Intel unveiled its new Core 2 Duo DT lineup, Conroe, last week and marks the official migration from the Pentium 4 era. Conroe not only promises enhanced performance but also a 40% reduction in power consumption. Fabricated on 65nm, the shrink of die size in compare with 90nm-made P4 CPU lineup implies lower cost and the anticipated faster acceptance among mainstream consumers. Intel plans to ship a million of Conroe CPUs in ten weeks, versus than a year's time for the company to deliver the same amount of P4 CPUs.
The five Core 2 Duo CPU versions cover the high-end version that priced at US$999 and comes with a 2.93GHz CPU, 1066MHz FSB and 4MB cache while the US$183 one is target for the mainstream segment with a 1.8GHz CPU, same FSB speed and half density of cache than the high-end model.
On the sideline of the new Intel CPU era, the long-circulated rumors about the pact of AMD and ATI finally materialized last week. The two chipmakers announced the win-win consolidation and the comprehensive product lineup of these two giants should benefit consumers with no doubt. AMD will rise as the chipmaker that offers a complete product lineup that covers CPU, graphics chips and chipsets among peers.
This acquisition enables AMD to enjoy ATI's strength in digital home and game console applications while ATI could extend its graphics chips and chipsets coverage to the growing server and workstations development of AMD.
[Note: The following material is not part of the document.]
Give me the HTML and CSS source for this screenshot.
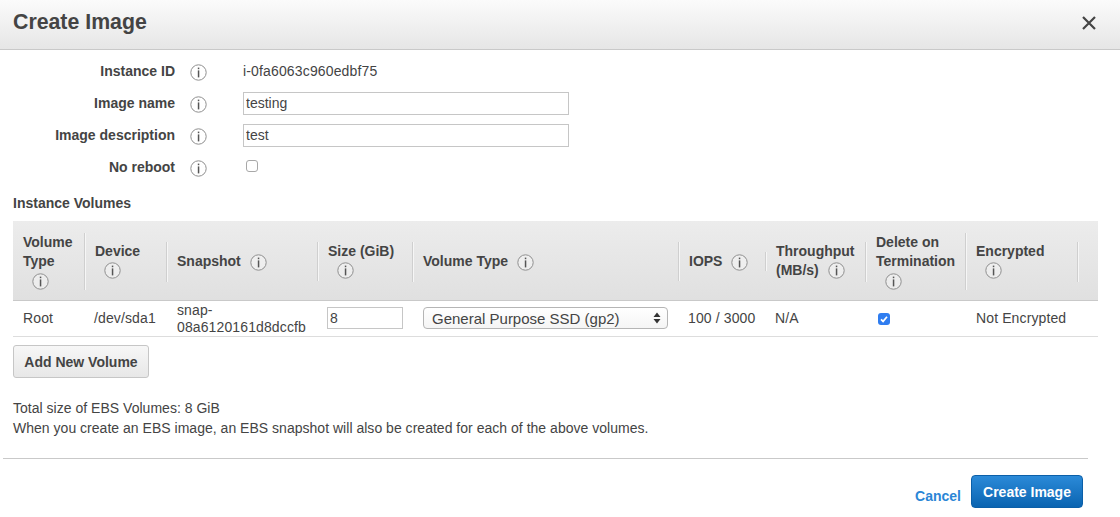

The acquisition is slated to complete in 4Q06 and the new entity will debut its new product lineup in 2007. ATI stated that the first product that hits the market will be a NB solution that builds on ATI's power-saving technology and the new entity is also preparing to roll out a co-developed CPU after 2008. When referring to ATI's current solutions for Intel's northbridge chipset, ATI highlighted that all present product lineups' roadmap will remain static and the company will continue supporting Intel's chipset.